Poe, Finn, and Luke all become determined to learn from their mistakes, to turn their failures into lessons that can be applied towards making the galaxy a better place. That’s what makes them heroic, not the explosions they cause or the sword fights they have. Kylo is blind to his flaws and failures, for the most part, and that’s what makes him villainous. The film is not merely saying “here is what toxic masculinity is”; it goes on to say “and here is how you can be better than it, if you stop and think and learn how.” Our heroes need to fight themselves just as much as they need to fight their enemies, and as exciting as their face-offs with their enemies might be, their struggles to overcome themselves and their pasts is, to me, far more meaningful.
I love this film. I love that its female characters are strong, determined, and supportive. I love that its male characters are flawed, insecure, and emotional. Nobody’s dumb, and nobody’s a caricature. These feel like real people. You can understand them, empathize with them, and desire to see them improve and grow — even a character like Kylo Ren. “You can be better than this,” I want to say to Kylo, as much as to many other people that have been in my life. “Why aren’t you better than this?”
The Last Jedi, in addition to being an exciting sci-fi adventure, a well-shot and nuanced film, and a worthy continuation of one of the greatest sagas of our time, is a living example of how we can learn from our failures and overcome our flaws. It shows us people, men in particular, who have fucked up and possess the strength and wherewithal to learn from it, to do better, get better, be better. This isn’t just something that applies to us now, even if the film is cast within a certain encapsulation of our current socio-political climate. It’s a timeless lesson, one that I myself have had to learn, and that will never lose its edge or its power as we move into a future that, one hopes, is better and more prosperous than the past we will, and must, leave behind.

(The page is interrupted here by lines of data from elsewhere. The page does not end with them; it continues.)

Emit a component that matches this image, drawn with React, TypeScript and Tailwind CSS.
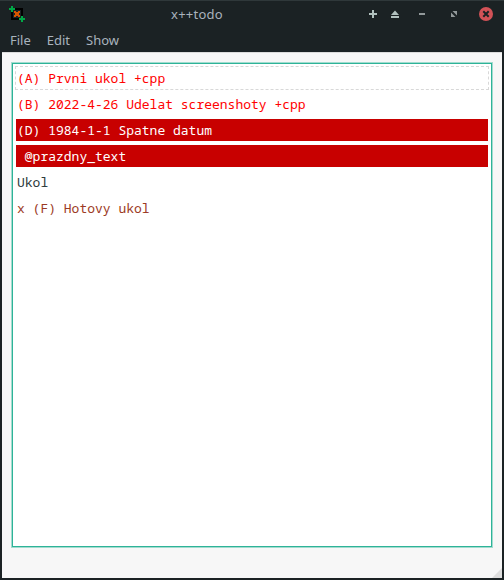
type Task = { text: string; look: string };

const tasks: Task[] = [
  { text: "(A) Prvni ukol +cpp", look: "text-[#ff0000]" },
  { text: "(B) 2022-4-26 Udelat screenshoty +cpp", look: "text-[#ff0000]" },
  { text: "(D) 1984-1-1 Spatne datum", look: "bg-[#c80000] text-white" },
  { text: " @prazdny_text", look: "bg-[#c80000] text-white" },
  { text: "Ukol", look: "text-[#2c3a3c]" },
  { text: "x (F) Hotovy ukol", look: "text-[#9c3a24]" },
];

function AppIcon() {
  return (
    <svg width="16" height="16" viewBox="0 0 16 16" shapeRendering="crispEdges">
      <path fill="#000" d="M2 2h12v12H2z" />
      <path fill="#1b2224" d="M4 4h8v8H4z" />
      <path fill="#d45500" d="M5 5h2v1h2V5h2v2h-1v2h1v2H9v-1H7v1H5V9h1V7H5z" />
      <path fill="#00a846" d="M2 0h2v2h2v2H4v2H2V4H0V2h2zM12 10h2v2h2v2h-2v2h-2v-2h-2v-2h2z" />
    </svg>
  );
}

function WindowButtons() {
  return (
    <svg width="128" height="16" viewBox="0 0 128 16">
      <path fill="#b1c1be" d="M6 4h2v3h3v2H8v3H6V9H3V7h3z" />
      <path fill="#b1c1be" d="M29 4.500l4 4.500h-8zM25 10h8v2h-8z" />
      <path fill="#92999a" d="M53 7h6v2h-6z" />
      <path fill="#92999a" d="M86.500 5H91v4.500zM85 6.500L89.500 11H85z" />
      <circle cx="120" cy="8" r="7" fill="#d25257" />
      <path stroke="#1b2224" strokeWidth="2" d="M117.300 5.300l5.400 5.400M122.700 5.300l-5.400 5.400" />
    </svg>
  );
}

export default function App() {
  return (
    <div className="flex h-[580px] w-[504px] flex-col border-t border-[#2f383a] bg-[#1b2224] px-[2px] pb-[2px] font-['Noto_Sans',sans-serif] text-[13px] text-[#a9b3bd]">
      <header className="flex h-[26px] shrink-0 items-center pl-[7px] pr-2">
        <AppIcon />
        <h1 className="flex-1 pl-[146px] text-[13px] leading-[18px] tracking-[0.25px]">x++todo</h1>
        <WindowButtons />
      </header>
      <nav className="mt-px flex h-6 shrink-0 items-center gap-4 pl-2 leading-[18px]">
        <span>File</span>
        <span>Edit</span>
        <span>Show</span>
      </nav>
      <main className="relative flex-1 border-t border-[#dcdcdc] bg-[#f7f7f7] px-[9px] pt-[9px]">
        <div className="h-[486px] border border-[#a3dccf] bg-white">
          <ul className="h-full border border-[#2eb398] px-[2px] pt-[2px] font-['Noto_Sans_Mono','DejaVu_Sans_Mono',monospace]">
            {tasks.map((task, i) => (
              <li
                key={task.text}
                className={i === 0 ? "mb-[2px] border border-dashed border-[#d8d8d8]" : "mb-[2px] border border-transparent"}
              >
                <div className={`h-[22px] whitespace-pre pl-px leading-[22px] ${task.look}`}>{task.text}</div>
              </li>
            ))}
          </ul>
        </div>
        <svg className="absolute bottom-0 right-0" width="10" height="10">
          <path fill="#dedede" d="M10 0v10H0z" />
        </svg>
      </main>
    </div>
  );
}
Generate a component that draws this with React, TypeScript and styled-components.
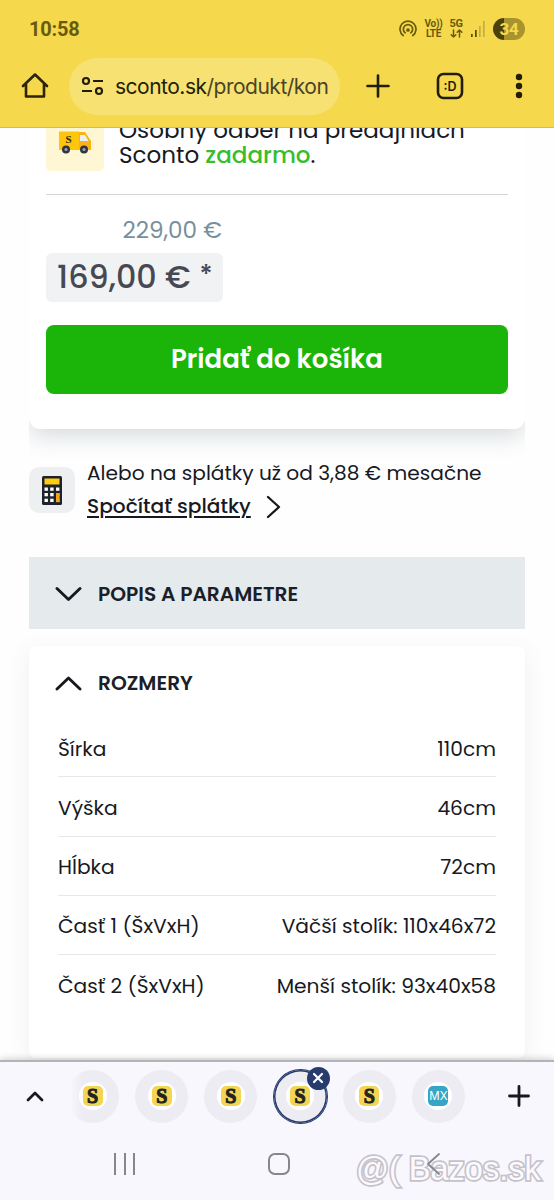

That’s the whole point of it. Learning from our mistakes means letting go of our past. Stop fetishizing those things you hold dear, stop falling back on old habits and lines of thought, stop trying to force the world to conform to your point of view. Instead, look within yourself at your failures and flaws, learn what you can from those choices, and dedicate yourself to overcoming the obstacles you’ve created for yourself on a path to being a better person. Only then will you make the world a better place. You won’t do it by screaming at everyone else how wrong they are about things and calling them names.
As much as I laugh at the enraged fanboys, I can’t help but pity them. They completely miss the point.